If you set as the goal to think of three things you’re grateful for, it’s likely that you’ll always think of the same handful of things.

By adding constraints, you force your brain to explore new pathways. This is a fundamental principle of creativity. I call it the creative limitations principle.

In practical terms, that means making each of the three things you want to express Gratitude for thematic. Something like:
– ‘people who care about me’
– ‘resources’
– ‘experiences’

The theme can vary from more general to more specific. I like to think of it as the specificity spectrum. The more general the theme, so the lower the specificity, the wider the possibility-space.

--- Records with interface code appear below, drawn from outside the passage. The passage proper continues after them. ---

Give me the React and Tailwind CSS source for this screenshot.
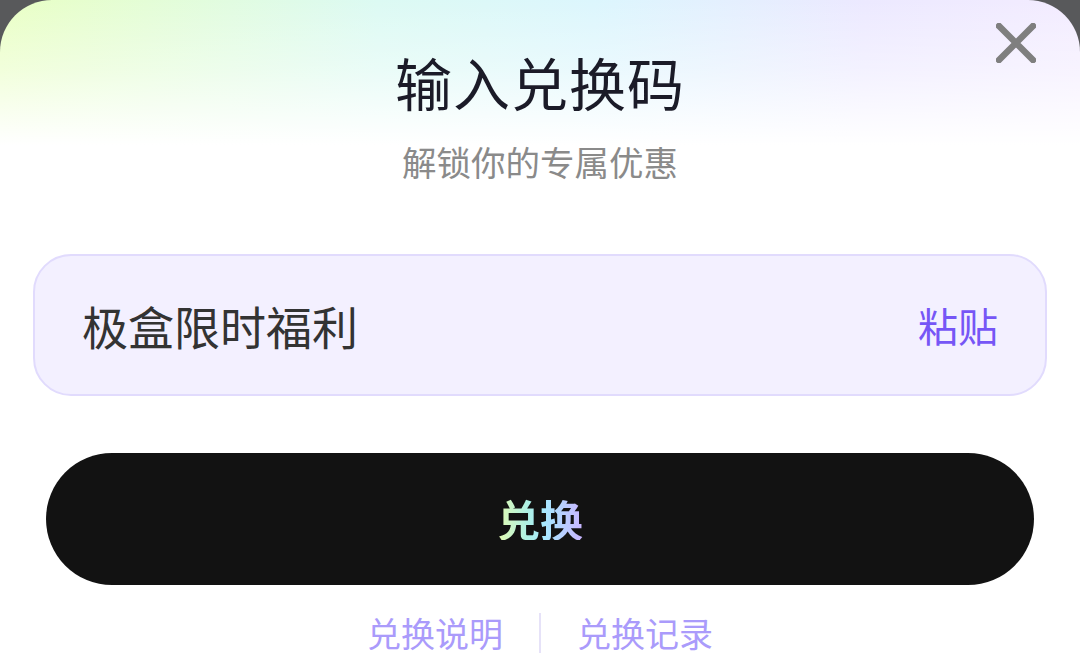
export default function App() {
  const font = { fontFamily: '"Noto Sans CJK SC", "Noto Sans", sans-serif' };
  return (
    <div className="w-[1080px] h-[671px] bg-[#58595b] overflow-hidden" style={font}>
      <div className="relative w-full h-full rounded-t-[52px] bg-[linear-gradient(to_bottom,rgba(255,255,255,0)_0px,rgba(255,255,255,0.4)_70px,#ffffff_145px),linear-gradient(to_right,#e9ffc4_0%,#dcfaf3_35%,#dcf6fd_55%,#ece9ff_80%,#f3ecff_100%)] flex flex-col items-center">
        <button className="absolute right-[44px] top-[23px] w-[40px] h-[40px] flex items-center justify-center">
          <svg width="40" height="40" viewBox="0 0 40 40" fill="none">
            <path d="M3 3 L37 37 M37 3 L3 37" stroke="#7f7f7f" strokeWidth="6.5" strokeLinecap="round" />
          </svg>
        </button>
        <div className="pt-[53px] text-[57px] leading-none font-normal text-[#1b1b28] tracking-[1px]">输入兑换码</div>
        <div className="mt-[34px] text-[34.5px] leading-none text-[#8a8a8a]">解锁你的专属优惠</div>
        <div className="mt-[75px] w-[1014px] h-[142px] rounded-[38px] border-2 border-[#e1dbfd] bg-[#f3f0ff] flex items-center justify-between pl-[47px] pr-[47px]">
          <span className="text-[46px] leading-none text-[#333333]">极盒限时福利</span>
          <span className="text-[40px] leading-none text-[#7656f6]">粘贴</span>
        </div>
        <button className="mt-[57px] w-[988px] h-[132px] rounded-full bg-[#121212] flex items-center justify-center">
          <span className="text-[43px] leading-none font-bold bg-[linear-gradient(to_right,#e4fbb0_0%,#aef1e4_35%,#a7e9ff_55%,#c9b4ff_100%)] bg-clip-text text-transparent">兑换</span>
        </button>
        <div className="mt-[28px] flex items-center">
          <span className="text-[34px] leading-none text-[#aa9bfb]">兑换说明</span>
          <span className="mx-[36px] w-[2px] h-[40px] bg-[#e6e2f8]"></span>
          <span className="text-[34px] leading-none text-[#aa9bfb]">兑换记录</span>
        </div>
      </div>
    </div>
  );
}
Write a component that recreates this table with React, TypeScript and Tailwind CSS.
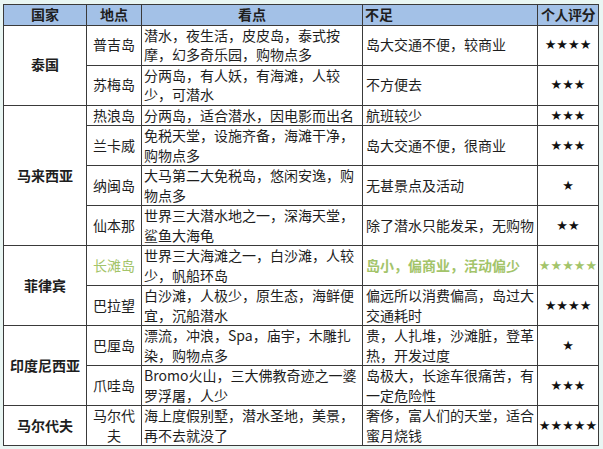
import React from "react";

type Spot = {
  name: string[];
  see: string[];
  cons: string[];
  stars: number;
  highlight?: boolean;
};

type Country = { country: string; spots: Spot[] };

const data: Country[] = [
  {
    country: "泰国",
    spots: [
      {
        name: ["普吉岛"],
        see: ["潜水，夜生活，皮皮岛，泰式按", "摩，幻多奇乐园，购物点多"],
        cons: ["岛大交通不便，较商业"],
        stars: 4,
      },
      {
        name: ["苏梅岛"],
        see: ["分两岛，有人妖，有海滩，人较", "少，可潜水"],
        cons: ["不方便去"],
        stars: 3,
      },
    ],
  },
  {
    country: "马来西亚",
    spots: [
      {
        name: ["热浪岛"],
        see: ["分两岛，适合潜水，因电影而出名"],
        cons: ["航班较少"],
        stars: 3,
      },
      {
        name: ["兰卡威"],
        see: ["免税天堂，设施齐备，海滩干净，", "购物点多"],
        cons: ["岛大交通不便，很商业"],
        stars: 3,
      },
      {
        name: ["纳闽岛"],
        see: ["大马第二大免税岛，悠闲安逸，购", "物点多"],
        cons: ["无甚景点及活动"],
        stars: 1,
      },
      {
        name: ["仙本那"],
        see: ["世界三大潜水地之一，深海天堂，", "鲨鱼大海龟"],
        cons: ["除了潜水只能发呆，无购物"],
        stars: 2,
      },
    ],
  },
  {
    country: "菲律宾",
    spots: [
      {
        name: ["长滩岛"],
        see: ["世界三大海滩之一，白沙滩，人较", "少，帆船环岛"],
        cons: ["岛小，偏商业，活动偏少"],
        stars: 5,
        highlight: true,
      },
      {
        name: ["巴拉望"],
        see: ["白沙滩，人极少，原生态，海鲜便", "宜，沉船潜水"],
        cons: ["偏远所以消费偏高，岛过大", "交通耗时"],
        stars: 4,
      },
    ],
  },
  {
    country: "印度尼西亚",
    spots: [
      {
        name: ["巴厘岛"],
        see: ["漂流，冲浪，Spa，庙宇，木雕扎", "染，购物点多"],
        cons: ["贵，人扎堆，沙滩脏，登革", "热，开发过度"],
        stars: 1,
      },
      {
        name: ["爪哇岛"],
        see: ["Bromo火山，三大佛教奇迹之一婆", "罗浮屠，人少"],
        cons: ["岛极大，长途车很痛苦，有", "一定危险性"],
        stars: 3,
      },
    ],
  },
  {
    country: "马尔代夫",
    spots: [
      {
        name: ["马尔代", "夫"],
        see: ["海上度假别墅，潜水圣地，美景，", "再不去就没了"],
        cons: ["奢侈，富人们的天堂，适合", "蜜月烧钱"],
        stars: 5,
      },
    ],
  },
];

function Lines({ lines }: { lines: string[] }) {
  return (
    <>
      {lines.map((l, i) => (
        <div key={i} className="whitespace-nowrap">
          {l}
        </div>
      ))}
    </>
  );
}

const cell = "border border-[#3a3a3a] p-0 align-middle";

export default function App() {
  return (
    <div
      className="min-h-[449px] w-[603px] bg-[#e9f6f3] pl-[3px] pt-[4px] text-[14px] leading-[19.5px] text-[#1e1e1e]"
      style={{ fontFamily: '"Noto Sans CJK SC", "Noto Sans", sans-serif' }}
    >
      <table className="table-fixed border-collapse border border-[#3a3a3a] bg-white">
        <colgroup>
          <col className="w-[83px]" />
          <col className="w-[55px]" />
          <col className="w-[221px]" />
          <col className="w-[175px]" />
          <col className="w-[61px]" />
        </colgroup>
        <thead>
          <tr className="bg-[#a3c1e7] font-bold">
            <th className={`${cell} text-center`}>国家</th>
            <th className={`${cell} text-center`}>地点</th>
            <th className={`${cell} text-center`}>看点</th>
            <th className={`${cell} pl-[2px] text-left`}>不足</th>
            <th className={`${cell} text-center tracking-[-0.5px]`}>个人评分</th>
          </tr>
        </thead>
        <tbody>
          {data.map((c) =>
            c.spots.map((s, i) => (
              <tr key={c.country + i}>
                {i === 0 && (
                  <td rowSpan={c.spots.length} className={`${cell} text-center font-bold`}>
                    {c.country}
                  </td>
                )}
                <td
                  className={`${cell} text-center ${s.highlight ? "text-[#a3c46a]" : ""}`}
                >
                  <Lines lines={s.name} />
                </td>
                <td className={`${cell} pl-[2px]`}>
                  <Lines lines={s.see} />
                </td>
                <td
                  className={`${cell} pl-[3px] ${s.highlight ? "font-bold text-[#a3c46a]" : ""}`}
                >
                  <Lines lines={s.cons} />
                </td>
                <td
                  className={`${cell} text-center text-[13px] ${s.highlight ? "text-[#a3c46a]" : "text-[#111]"}`}
                  style={{ fontFamily: '"DejaVu Sans", sans-serif' }}
                >
                  {"★".repeat(s.stars)}
                </td>
              </tr>
            ))
          )}
        </tbody>
      </table>
    </div>
  );
}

If you do your Gratitude practice in writing, you can play with exploring different themes every session.”

On Celebration and Stacking

Fragments from imaginary dialogues

“A beautiful idea I got from BJ Fogg’s book Tiny Habits is that the most important factor in habit creation is Celebration. By celebrating immediately after the desired habitual behavior, you make it more likely to engage in it next time.

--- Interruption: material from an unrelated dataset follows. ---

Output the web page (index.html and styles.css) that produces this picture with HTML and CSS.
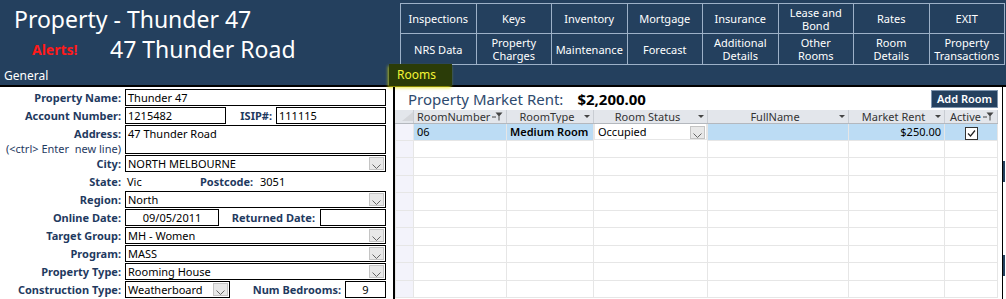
FILE: index.html
```html
<!DOCTYPE html>
<html lang="en">

<head>
    <meta charset="UTF-8">
    <meta name="viewport" content="width=device-width, initial-scale=1.0">
    <title>Property - Thunder 47</title>
    <link rel="stylesheet" href="styles.css">
</head>

<body>

    <header class="top">
        <div class="brand">
            <div class="title">Property - Thunder 47</div>
            <div class="subtitle">
                <span class="alerts">Alerts!</span>
                <span class="street">47 Thunder Road</span>
            </div>
            <div class="tab-general">General</div>
        </div>
        <div class="nav-area">
            <nav class="nav">
                <div class="nav-btn">Inspections</div>
                <div class="nav-btn">Keys</div>
                <div class="nav-btn">Inventory</div>
                <div class="nav-btn">Mortgage</div>
                <div class="nav-btn">Insurance</div>
                <div class="nav-btn">Lease and<br>Bond</div>
                <div class="nav-btn">Rates</div>
                <div class="nav-btn">EXIT</div>
                <div class="nav-btn">NRS Data</div>
                <div class="nav-btn">Property<br>Charges</div>
                <div class="nav-btn">Maintenance</div>
                <div class="nav-btn">Forecast</div>
                <div class="nav-btn">Additional<br>Details</div>
                <div class="nav-btn">Other<br>Rooms</div>
                <div class="nav-btn">Room<br>Details</div>
                <div class="nav-btn">Property<br>Transactions</div>
            </nav>
            <div class="tab-rooms">Rooms</div>
        </div>
    </header>

    <main class="content">
        <section class="form">
            <div class="row">
                <div class="lbl">Property Name:</div>
                <div class="box w-full">Thunder 47</div>
            </div>
            <div class="row">
                <div class="lbl">Account Number:</div>
                <div class="box w-acc">1215482</div>
                <div class="lbl lbl-isip">ISIP#:</div>
                <div class="box w-isip">111115</div>
            </div>
            <div class="row row-address">
                <div class="lbl lbl-stack">
                    <span>Address:</span>
                    <span class="hint">(&lt;ctrl&gt; Enter&nbsp; new line)</span>
                </div>
                <div class="box w-full box-tall">47 Thunder Road</div>
            </div>
            <div class="row">
                <div class="lbl">City:</div>
                <div class="box combo w-full"><span>NORTH MELBOURNE</span><span class="drop"></span></div>
            </div>
            <div class="row">
                <div class="lbl">State:</div>
                <div class="plain w-state">Vic</div>
                <div class="lbl lbl-post">Postcode:</div>
                <div class="plain">3051</div>
            </div>
            <div class="row">
                <div class="lbl">Region:</div>
                <div class="box combo w-full"><span>North</span><span class="drop"></span></div>
            </div>
            <div class="row">
                <div class="lbl">Online Date:</div>
                <div class="box w-date center">09/05/2011</div>
                <div class="lbl lbl-ret">Returned Date:</div>
                <div class="box w-ret"></div>
            </div>
            <div class="row">
                <div class="lbl">Target Group:</div>
                <div class="box combo w-full"><span>MH - Women</span><span class="drop"></span></div>
            </div>
            <div class="row">
                <div class="lbl">Program:</div>
                <div class="box combo w-full"><span>MASS</span><span class="drop"></span></div>
            </div>
            <div class="row">
                <div class="lbl">Property Type:</div>
                <div class="box combo w-full"><span>Rooming House</span><span class="drop"></span></div>
            </div>
            <div class="row">
                <div class="lbl">Construction Type:</div>
                <div class="box combo w-cons"><span>Weatherboard</span><span class="drop"></span></div>
                <div class="lbl lbl-beds">Num Bedrooms:</div>
                <div class="box w-beds center">9</div>
            </div>
        </section>

        <section class="rooms">
            <div class="rent-bar">
                <span class="rent-title">Property Market Rent:</span>
                <span class="rent-value">$2,200.00</span>
                <button class="add-btn">Add Room</button>
            </div>
            <table class="sheet">
                <colgroup>
                    <col style="width:18px">
                    <col style="width:93px">
                    <col style="width:87px">
                    <col style="width:114px">
                    <col style="width:141px">
                    <col style="width:96px">
                    <col style="width:53px">
                </colgroup>
                <tr class="head">
                    <th class="sel"><svg width="11" height="9" viewBox="0 0 11 9"><polygon points="0,9 11,0 11,9" fill="#d4d6da"/></svg></th>
                    <th><div class="th left"><span>RoomNumber</span><i class="filter"></i></div></th>
                    <th><div class="th"><span>RoomType</span><i class="sort"></i></div></th>
                    <th><div class="th"><span>Room Status</span><i class="sort"></i></div></th>
                    <th><div class="th"><span>FullName</span><i class="sort"></i></div></th>
                    <th><div class="th"><span>Market Rent</span><i class="sort"></i></div></th>
                    <th><div class="th"><span>Active</span><i class="filter"></i></div></th>
                </tr>
                <tr class="data">
                    <td class="sel"></td>
                    <td>06</td>
                    <td class="strong">Medium Room</td>
                    <td class="editing"><span>Occupied</span><span class="drop"></span></td>
                    <td></td>
                    <td class="num">$250.00</td>
                    <td class="chk"><span class="checkbox"></span></td>
                </tr>
            </table>
            <table class="sheet blank" id="blankRows">
                <colgroup>
                    <col style="width:18px">
                    <col style="width:93px">
                    <col style="width:87px">
                    <col style="width:114px">
                    <col style="width:141px">
                    <col style="width:96px">
                    <col style="width:53px">
                </colgroup>
            </table>
        </section>
        <div class="edge">
            <span class="edge-mark first"></span>
            <span class="edge-mark second"></span>
        </div>
    </main>

    <script>
        let blank = document.getElementById("blankRows");
        for (let i = 0; i < 9; i++) {
            let row = blank.insertRow();
            row.innerHTML = `<td class="sel"></td><td></td><td></td><td></td><td></td><td></td><td></td>`;
        }
    </script>

</body>

</html>
```

FILE: styles.css
```css
body {
    margin: 0;
    width: 1006px;
    height: 299px;
    overflow: hidden;
    font-family: "Noto Sans", "Open Sans", sans-serif;
    background: white;
}

.top {
    display: flex;
    height: 85px;
    background: #24405e;
    border-bottom: 2px solid #000;
    color: white;
}

.brand {
    width: 389px;
    display: flex;
    flex-direction: column;
}

.title {
    font-size: 23px;
    line-height: 30px;
    padding: 4px 0 0 14px;
}

.subtitle {
    display: flex;
    align-items: center;
    height: 30px;
}

.alerts {
    width: 110px;
    flex-shrink: 0;
    padding-left: 32px;
    box-sizing: border-box;
    color: #ff1a1a;
    font-weight: 700;
    font-size: 14px;
}

.street {
    font-size: 23px;
}

.tab-general {
    font-size: 12px;
    padding: 3px 0 0 4px;
}

.nav-area {
    display: flex;
    flex-direction: column;
}

.nav {
    display: grid;
    grid-template-columns: repeat(8, 1fr);
    grid-template-rows: 29px 30px;
    gap: 1px;
    width: 603px;
    margin: 3px 0 0 11px;
    padding: 1px;
    background: #9db1c8;
}

.nav-btn {
    display: flex;
    align-items: center;
    justify-content: center;
    background: #24405e;
    font-size: 11px;
    line-height: 13px;
    text-align: center;
}

.tab-rooms {
    align-self: flex-start;
    margin-top: -1px;
    padding: 2px 16px 3px 8px;
    background: #2b3c08;
    color: #f4f436;
    font-size: 12px;
    box-shadow: -1px 2px 3px rgba(230, 230, 0, 0.7);
}

.content {
    display: flex;
    height: 212px;
}

/* left form */

.form {
    width: 393px;
    border-right: 2px solid #000;
    padding-top: 2px;
    font-size: 11px;
}

.row {
    display: flex;
    height: 18px;
}

.row-address {
    height: 30px;
}

.lbl {
    width: 125px;
    flex-shrink: 0;
    box-sizing: border-box;
    padding-right: 4px;
    text-align: right;
    font-weight: 700;
    color: #1f3a5f;
    line-height: 17px;
    white-space: nowrap;
}

.lbl-stack {
    display: flex;
    flex-direction: column;
    align-items: flex-end;
}

.hint {
    font-weight: 400;
    line-height: 12px;
    margin-top: 1px;
}

.lbl-isip {
    width: 50px;
}

.lbl-post {
    width: 50px;
    padding-right: 0;
}

.lbl-ret {
    width: 101px;
    padding-right: 5px;
}

.lbl-beds {
    width: 115px;
}

.plain {
    line-height: 17px;
    padding-left: 2px;
}

.w-state {
    width: 75px;
    box-sizing: border-box;
}

.lbl-post + .plain {
    padding-left: 10px;
}

.box {
    height: 17px;
    box-sizing: border-box;
    border: 1px solid #000;
    line-height: 15px;
    padding-left: 2px;
    white-space: nowrap;
    overflow: hidden;
}

.box-tall {
    height: 29px;
}

.center {
    text-align: center;
    padding-left: 0;
}

.w-full {
    width: 261px;
}

.w-acc {
    width: 101px;
}

.w-isip {
    width: 110px;
}

.w-date {
    width: 94px;
}

.w-ret {
    width: 66px;
}

.w-cons {
    width: 105px;
}

.w-beds {
    width: 41px;
}

.combo {
    display: flex;
    justify-content: space-between;
    padding-right: 1px;
}

.drop {
    width: 15px;
    height: 13px;
    margin-top: 1px;
    box-sizing: border-box;
    border: 1px solid #c4c4c4;
    background: #e8e8e8 url("data:image/svg+xml,%3Csvg xmlns='http://www.w3.org/2000/svg' width='9' height='5'%3E%3Cpolyline points='0.5,0.5 4.5,4.5 8.5,0.5' fill='none' stroke='%23666'/%3E%3C/svg%3E") no-repeat center 6px;
    flex-shrink: 0;
}

/* rooms panel */

.rooms {
    width: 607px;
    border-right: 1px solid #000;
}

.rent-bar {
    display: flex;
    align-items: center;
    height: 23px;
    padding-left: 13px;
}

.rent-title {
    font-size: 15px;
    color: #2e4a6e;
}

.rent-value {
    margin-left: 14px;
    font-size: 15px;
    font-weight: 700;
}

.add-btn {
    margin-left: auto;
    margin-right: 4px;
    width: 67px;
    height: 18px;
    padding: 0;
    background: #24405e;
    border: 1px solid #7f95ad;
    color: white;
    font-family: inherit;
    font-size: 11px;
    font-weight: 600;
}

.sheet {
    table-layout: fixed;
    border-collapse: collapse;
    width: 602px;
    font-size: 11px;
}

.sheet td,
.sheet th {
    padding: 0;
    border: 1px solid #e6e6e6;
    border-top: none;
    white-space: nowrap;
    overflow: hidden;
}

.head th {
    height: 13px;
    background: #e3e6eb;
    border-right: 1px solid #c9cdd3;
    border-bottom: 1px solid #b4b8be;
    font-weight: 400;
    color: #333;
    line-height: 13px;
}

.head th.sel {
    text-align: right;
    vertical-align: bottom;
}

.th {
    display: flex;
    align-items: center;
    padding: 0 3px;
}

.th span {
    flex: 1;
    text-align: center;
}

.th.left span {
    text-align: left;
}

.sort {
    width: 6px;
    height: 3px;
    background: #444;
    clip-path: polygon(0 0, 100% 0, 50% 100%);
}

.filter {
    width: 11px;
    height: 9px;
    background: url("data:image/svg+xml,%3Csvg xmlns='http://www.w3.org/2000/svg' width='11' height='9'%3E%3Cpolygon points='3.5,0.5 10.5,0.5 7.5,4 7.5,8.5 6.5,8.5 6.5,4' fill='%23444'/%3E%3Cline x1='0' y1='5' x2='4' y2='5' stroke='%23444'/%3E%3C/svg%3E") no-repeat;
}

.sheet td.sel {
    background: #f3f3fb;
}

.data td {
    height: 15px;
    background: #bcdcf4;
    padding: 0 3px;
    line-height: 15px;
}

.data td.sel {
    background: #f3f3fb;
}

.data td.strong {
    font-weight: 600;
}

.data td.editing {
    background: white;
    display: flex;
    justify-content: space-between;
    align-items: center;
    padding-right: 1px;
}

.data td.num {
    text-align: right;
}

.data td.chk {
    text-align: center;
}

.checkbox {
    display: inline-block;
    width: 13px;
    height: 13px;
    box-sizing: border-box;
    border: 1px solid #333;
    background: white url("data:image/svg+xml,%3Csvg xmlns='http://www.w3.org/2000/svg' width='11' height='11'%3E%3Cpolyline points='2,5.5 4.5,8 9,2.5' fill='none' stroke='%23222' stroke-width='1.2'/%3E%3C/svg%3E") no-repeat center;
    vertical-align: middle;
}

.blank td {
    height: 16.5px;
}

.edge {
    width: 2px;
    display: flex;
    flex-direction: column;
}

.edge-mark {
    height: 21px;
    background: #24405e;
}

.edge-mark.first {
    margin-top: 74px;
}

.edge-mark.second {
    margin-top: 73px;
}
```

You may have heard the idea that it takes 40 days to install a new habit. Actually, the more intense the celebration, the less time it takes to install a habit.

“How can you increase the intensity of the celebration?”

“One way to do it is by stacking several practices on top of it, thus amplifying the emotional effect.”

“A kind of emotional flooding [<link; short length]?”


The way I do it is as follows:

That’s like me! (Practice: Celebration)

I love you Dani. (Practice: Self-Love, Connecting with my Inner Child)

I love you Dani-who-I-will-be. (Practice: Self-Love, Connecting with my Future-Self, Recommitment)

I love you [the name of one person whose life touched mine]. (Practice: Active Love)

Thank you [for one thing, or to one person]. (Practice: Gratitude)

I say it like a little mantra.

I’m not only amplifying the celebration, but also practicing several things at once. This is what I call a high-density practice.”

“Do you do this every time you celebrate?”

“No. I say it strategically, when I need it most.”